I have a brief description and architecture of this project in my blog.

This project is intended to help users that ride bikes from a bike sharing service. It makes daily availability predictions for each station using previous availability data. At the moment is available for Bilbao & Madrid, I'm currently working on an update to support more cities.

Restocking bikes in a system is a difficult problem to solve. Unequal riding patterns lead to completely full or empty stations. Either one is a problem for users, they won't be able to use the service in normal conditions.


Neural Bikes is a Machine Learning backend for my project, Bicis. A service to predict bike sharing availability and help users of those services.

Where does the data come from?

Every bike sharing service has a public dataset that shows in real time all the availability for all the stations. I am running a cron job in my server every ten minutes and saving the data to a time series database.

I am using InfluxDB, a time-series database, to store my data. Predictions in the Bicis_CITY_Prediction database and daily availability in the Bicis_CITY_Availability database.

If you originally have your data stored in a .csv file you can use the influx_db_importer script. The file should have the following columns:

  • datetime
  • weekday
  • station_name
  • free_bikes


To train the neural network the data is gathered from a time series database, InfluxDB. Prior to doing feature engineering the values used to train the model are datetime, station_name, free_bikes.

Well, how does this work?

When training the model all the available data is downloaded from the database of the specified city.

Initially there is a first analysis, splitting the datetime column into day_of_year, time and weekday.

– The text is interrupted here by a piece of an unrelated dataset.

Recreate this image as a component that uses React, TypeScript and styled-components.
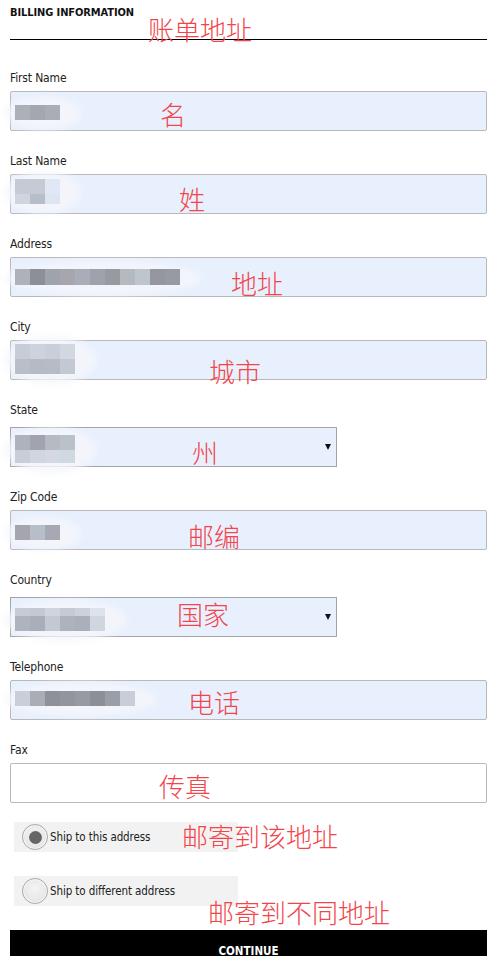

After that a cluster analysis is performed to identify all the possible types of stations, residential areas, work places and unused stations.

Finally, in case there are missing rows they are filled and then the dataset is transformed to a supervised learning problem.


Start off analyzing the usage patterns during the days. If you use a bike sharing service you have a mental model of the busiest and quietest stations. To understand more deeply every neighbourhood and the possible variations in the city I classified the stations. This script produces a classification of the stations in categories depending of the behaviour.

To read a more detailed analysis of the clustering of stations in Bilbao head here.


The training process is run via the script. This gathers the availability data from the InfluxDB database and starts doing the processing.


Calling the script at midnight of any day will get yesterday's data and then make a prediction for today's bike availability. It's saved to the prediction database, Bicis_CITY_Prediction.

Uploading the data

There is another repo that does this.

  • Every ten minutes the server updates the daily availability
  • At midnight every day data from the previous day is queried from the database, runs the prediction script, appends it to a new database and uploads it to the server.

The data that is served to the users, either the app or web, is stored in iCloud using CloudKit.